▸ **What this task involves**
Extract all lines that hold the string "page".

▸ **The data**
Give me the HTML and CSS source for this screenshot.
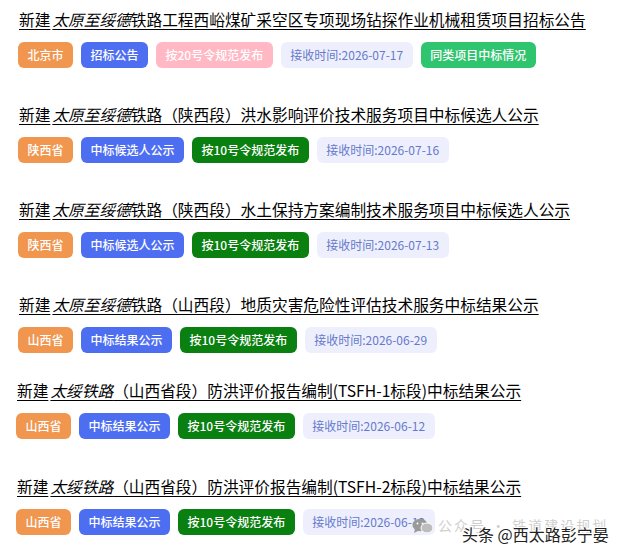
FILE: index.html
```html
<!DOCTYPE html>
<html>
  <head>
    <meta charset="utf-8" />
    <title>招标公告列表</title>
    <meta name="viewport" content="width=device-width, initial-scale=1" />
    <link rel="stylesheet" href="styles.css">
  </head>
  <body>
    <div class="page">
      <div class="list">
        <div class="item">
          <a class="title" href="#">新建<i>太原至绥德</i>铁路工程西峪煤矿采空区专项现场钻探作业机械租赁项目招标公告</a>
          <div class="tags">
            <span class="tag orange">北京市</span>
            <span class="tag blue">招标公告</span>
            <span class="tag pink">按20号令规范发布</span>
            <span class="tag date">接收时间:2026-07-17</span>
            <span class="tag lime">同类项目中标情况</span>
          </div>
        </div>

        <div class="item">
          <a class="title" href="#">新建<i>太原至绥德</i>铁路（陕西段）洪水影响评价技术服务项目中标候选人公示</a>
          <div class="tags">
            <span class="tag orange">陕西省</span>
            <span class="tag blue">中标候选人公示</span>
            <span class="tag green">按10号令规范发布</span>
            <span class="tag date">接收时间:2026-07-16</span>
          </div>
        </div>

        <div class="item">
          <a class="title" href="#">新建<i>太原至绥德</i>铁路（陕西段）水土保持方案编制技术服务项目中标候选人公示</a>
          <div class="tags">
            <span class="tag orange">陕西省</span>
            <span class="tag blue">中标候选人公示</span>
            <span class="tag green">按10号令规范发布</span>
            <span class="tag date">接收时间:2026-07-13</span>
          </div>
        </div>

        <div class="item">
          <a class="title" href="#">新建<i>太原至绥德</i>铁路（山西段）地质灾害危险性评估技术服务中标结果公示</a>
          <div class="tags">
            <span class="tag orange">山西省</span>
            <span class="tag blue">中标结果公示</span>
            <span class="tag green">按10号令规范发布</span>
            <span class="tag date">接收时间:2026-06-29</span>
          </div>
        </div>
      </div>

      <div class="list second">
        <div class="item">
          <a class="title" href="#">新建<i>太绥铁路</i>（山西省段）防洪评价报告编制(TSFH-1标段)中标结果公示</a>
          <div class="tags">
            <span class="tag orange">山西省</span>
            <span class="tag blue">中标结果公示</span>
            <span class="tag green">按10号令规范发布</span>
            <span class="tag date">接收时间:2026-06-12</span>
          </div>
        </div>

        <div class="item">
          <a class="title" href="#">新建<i>太绥铁路</i>（山西省段）防洪评价报告编制(TSFH-2标段)中标结果公示</a>
          <div class="tags">
            <span class="tag orange">山西省</span>
            <span class="tag blue">中标结果公示</span>
            <span class="tag green">按10号令规范发布</span>
            <span class="tag date">接收时间:2026-06-12</span>
          </div>
        </div>
      </div>

      <!-- watermark over the last row -->
      <div class="watermark">
        <svg class="wx" width="22" height="16" viewBox="0 0 22 16">
          <ellipse cx="8" cy="7" rx="7.5" ry="6.2" fill="#9a9a9a" />
          <path d="M3 11 L2 15 L7 12.5 Z" fill="#9a9a9a" />
          <ellipse cx="15" cy="10" rx="6" ry="5" fill="#bdbdbd" stroke="#fff" stroke-width="1" />
          <circle cx="5.5" cy="5.5" r="1" fill="#fff" />
          <circle cx="10.5" cy="5.5" r="1" fill="#fff" />
        </svg>
        <span class="wx-text">公众号 · 铁道建设规划</span>
        <span class="toutiao">头条 @西太路彭宁晏</span>
      </div>
    </div>
  </body>
</html>
```

FILE: styles.css
```css
body {
  margin: 0;
  background: #fff;
  font-family: "Noto Sans CJK SC", "Noto Sans", sans-serif;
  color: #000;
}

.page {
  position: relative;
  width: 624px;
  height: 555px;
  overflow: hidden;
}

.list {
  display: flex;
  flex-direction: column;
  gap: 35px;
  padding: 8px 0 0 19px;
}

.list.second {
  padding: 0 0 0 17px;
  margin-top: 26px;
  gap: 36px;
}

.item {
  display: flex;
  flex-direction: column;
  align-items: flex-start;
  gap: 10px;
}

.title {
  font-size: 15.7px;
  line-height: 24px;
  color: #000;
  text-decoration: underline;
  text-underline-offset: 3px;
  white-space: nowrap;
}

.title i {
  margin-left: 2px;
}

.tags {
  display: flex;
  gap: 8px;
  margin-left: -1px;
}

.tag {
  height: 26px;
  line-height: 26px;
  padding: 0 9.5px;
  border-radius: 6px;
  font-size: 12px;
  font-weight: 500;
  color: #fff;
  white-space: nowrap;
}

.orange {
  background: #f0964f;
}

.blue {
  background: #4e6ef2;
}

.pink {
  background: #ffb8c4;
}

.green {
  background: #0a8010;
}

.lime {
  background: #2fc46e;
}

.date {
  background: #edf0fc;
  color: #6878cc;
  font-weight: 400;
}

.watermark {
  position: absolute;
  left: 412px;
  top: 514px;
  width: 210px;
  height: 34px;
}

.wx {
  position: absolute;
  left: 0;
  top: 4px;
}

.wx-text {
  position: absolute;
  left: 26px;
  top: 1px;
  font-size: 14px;
  letter-spacing: 2px;
  color: #cfcfcf;
  white-space: nowrap;
}

.toutiao {
  position: absolute;
  left: 50px;
  top: 8px;
  font-size: 16px;
  color: #222;
  white-space: nowrap;
  text-shadow: 1px 0 #fff, -1px 0 #fff, 0 1px #fff, 0 -1px #fff;
}
```
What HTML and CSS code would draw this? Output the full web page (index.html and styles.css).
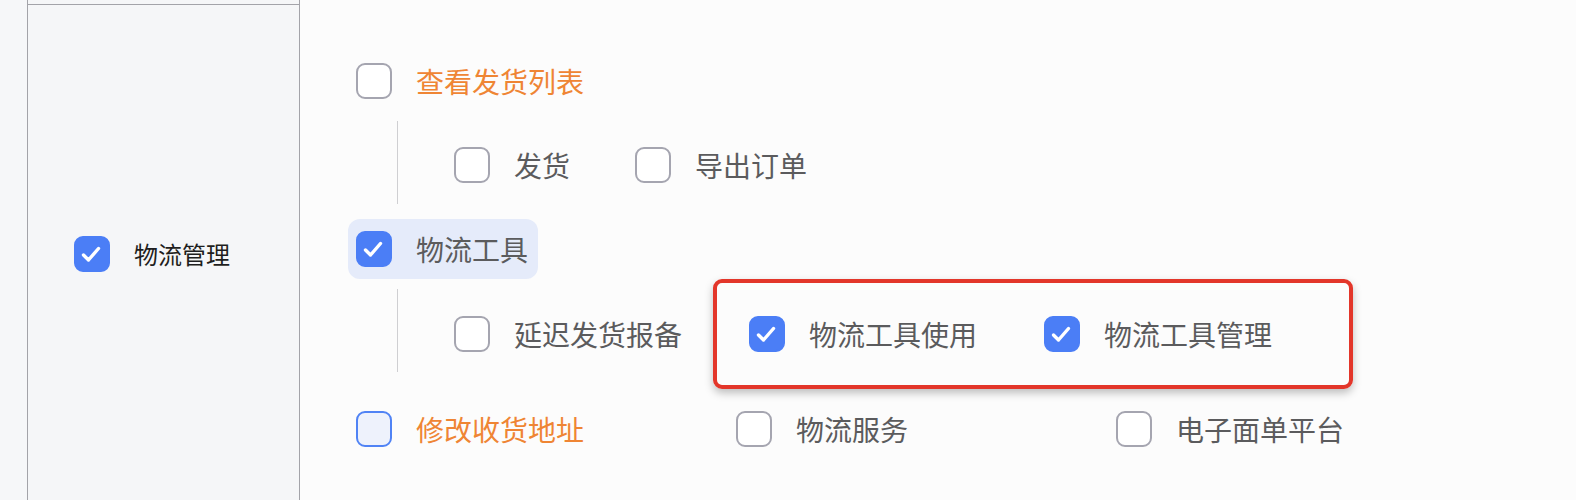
FILE: index.html
```html
<!DOCTYPE html>
<html lang="zh-CN">
  <head>
    <meta charset="UTF-8" />
    <meta name="viewport" content="width=device-width, initial-scale=1.0" />
    <title>权限设置</title>
    <link rel="stylesheet" href="styles.css">
  </head>
  <body>
    <div class="tabla">
      <div class="fila fila-prev">
        <div class="celda-izq"></div>
        <div class="celda-der"></div>
      </div>
      <div class="fila fila-main">
        <div class="celda-izq">
          <label class="item">
            <span class="check on"><svg viewBox="2 2 32 32"><polyline points="9.5,19 14.5,24 24.5,12.5" /></svg></span>
            <span class="texto oscuro">物流管理</span>
          </label>
        </div>
        <div class="celda-der">
          <div class="grupo">
            <div class="nodo">
              <span class="check"></span>
              <span class="texto naranja">查看发货列表</span>
            </div>
            <div class="hijos">
              <div class="nodo">
                <span class="check"></span>
                <span class="texto">发货</span>
              </div>
              <div class="nodo">
                <span class="check"></span>
                <span class="texto">导出订单</span>
              </div>
            </div>
          </div>
          <div class="grupo grupo-2">
            <div class="nodo activo">
              <span class="check on"><svg viewBox="2 2 32 32"><polyline points="9.5,19 14.5,24 24.5,12.5" /></svg></span>
              <span class="texto">物流工具</span>
            </div>
            <div class="hijos">
              <div class="nodo">
                <span class="check"></span>
                <span class="texto">延迟发货报备</span>
              </div>
              <div class="nodo">
                <span class="check on"><svg viewBox="2 2 32 32"><polyline points="9.5,19 14.5,24 24.5,12.5" /></svg></span>
                <span class="texto">物流工具使用</span>
              </div>
              <div class="nodo">
                <span class="check on"><svg viewBox="2 2 32 32"><polyline points="9.5,19 14.5,24 24.5,12.5" /></svg></span>
                <span class="texto">物流工具管理</span>
              </div>
            </div>
          </div>
          <div class="hojas">
            <div class="nodo">
              <span class="check hover"></span>
              <span class="texto naranja">修改收货地址</span>
            </div>
            <div class="nodo">
              <span class="check"></span>
              <span class="texto">物流服务</span>
            </div>
            <div class="nodo">
              <span class="check"></span>
              <span class="texto">电子面单平台</span>
            </div>
          </div>
        </div>
      </div>
    </div>
    <!-- marca roja -->
    <div class="marca"></div>
  </body>
</html>
```

FILE: styles.css
```css
* {
  margin: 0;
  padding: 0;
  box-sizing: border-box;
  font-family: "Noto Sans CJK SC", "Noto Sans", sans-serif;
}

body {
  width: 1576px;
  height: 500px;
  overflow: hidden;
  background-color: #f6f7f9;
}

.tabla {
  margin-left: 27px;
}

.fila {
  display: flex;
}

.fila-prev {
  height: 5px;
  border-bottom: 1px solid #a3a3a9;
}

.fila-main {
  height: 497px;
}

.celda-izq {
  width: 273px;
  flex-shrink: 0;
  border-left: 1px solid #a3a3a9;
  border-right: 1px solid #a3a3a9;
  background-color: #f5f6f8;
  display: flex;
  align-items: center;
  padding-left: 46px;
}

.celda-der {
  flex: 1;
  background-color: #fcfcfc;
  padding: 46px 0 0 48px;
}

.item {
  display: flex;
  align-items: center;
  gap: 24px;
}

.check {
  width: 36px;
  height: 36px;
  flex-shrink: 0;
  border: 2px solid #a5a5b0;
  border-radius: 9px;
  background-color: #fff;
  display: flex;
}

.check.on {
  border-color: #4b7ef6;
  background-color: #4b7ef6;
}

.check.hover {
  border-color: #5083f5;
  background-color: #eef2fc;
}

.check svg {
  width: 100%;
  height: 100%;
}

.check svg polyline {
  fill: none;
  stroke: #fff;
  stroke-width: 3.4;
  stroke-linecap: round;
  stroke-linejoin: round;
}

.texto {
  font-size: 28px;
  line-height: 1;
  color: #5b5b5d;
  white-space: nowrap;
}

.texto.naranja {
  color: #ef8534;
}

.texto.oscuro {
  font-size: 24px;
  color: #1e1e20;
}

.nodo {
  height: 60px;
  display: inline-flex;
  align-items: center;
  gap: 24px;
  padding: 0 10px 0 8px;
  border-radius: 12px;
}

.nodo.activo {
  background-color: #e5ebfa;
}

.grupo {
  display: flex;
  flex-direction: column;
  align-items: flex-start;
}

.grupo-2 {
  margin-top: 15px;
}

.hijos {
  margin: 10px 0 0 49px;
  height: 83px;
  border-left: 1px solid #cfcfd2;
  padding: 14px 0 0 48px;
  display: flex;
  align-items: flex-start;
  gap: 47px;
}

.grupo-2 .hijos {
  padding-top: 15px;
  gap: 49px;
}

.hojas {
  margin-top: 27px;
  display: grid;
  grid-template-columns: repeat(3, 380px);
}

.marca {
  position: absolute;
  left: 713px;
  top: 279px;
  width: 640px;
  height: 110px;
  border: 4px solid #e3362a;
  border-radius: 9px;
  box-shadow: 0 4px 8px rgba(0, 0, 0, 0.25);
}
```
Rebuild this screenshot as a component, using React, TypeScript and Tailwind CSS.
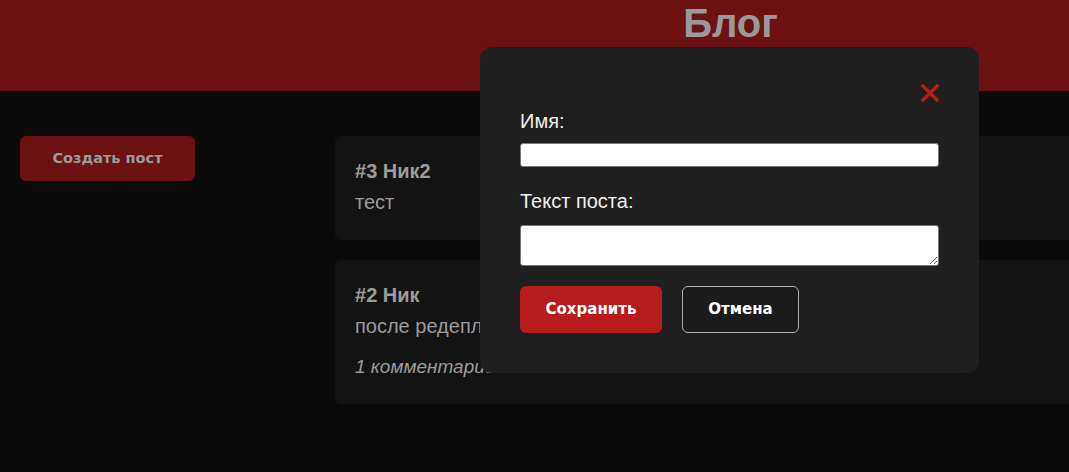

▸ **Answer to this problem**
    <div class="page">
.page {
What HTML and CSS code would draw this? Output the full web page (index.html and styles.css).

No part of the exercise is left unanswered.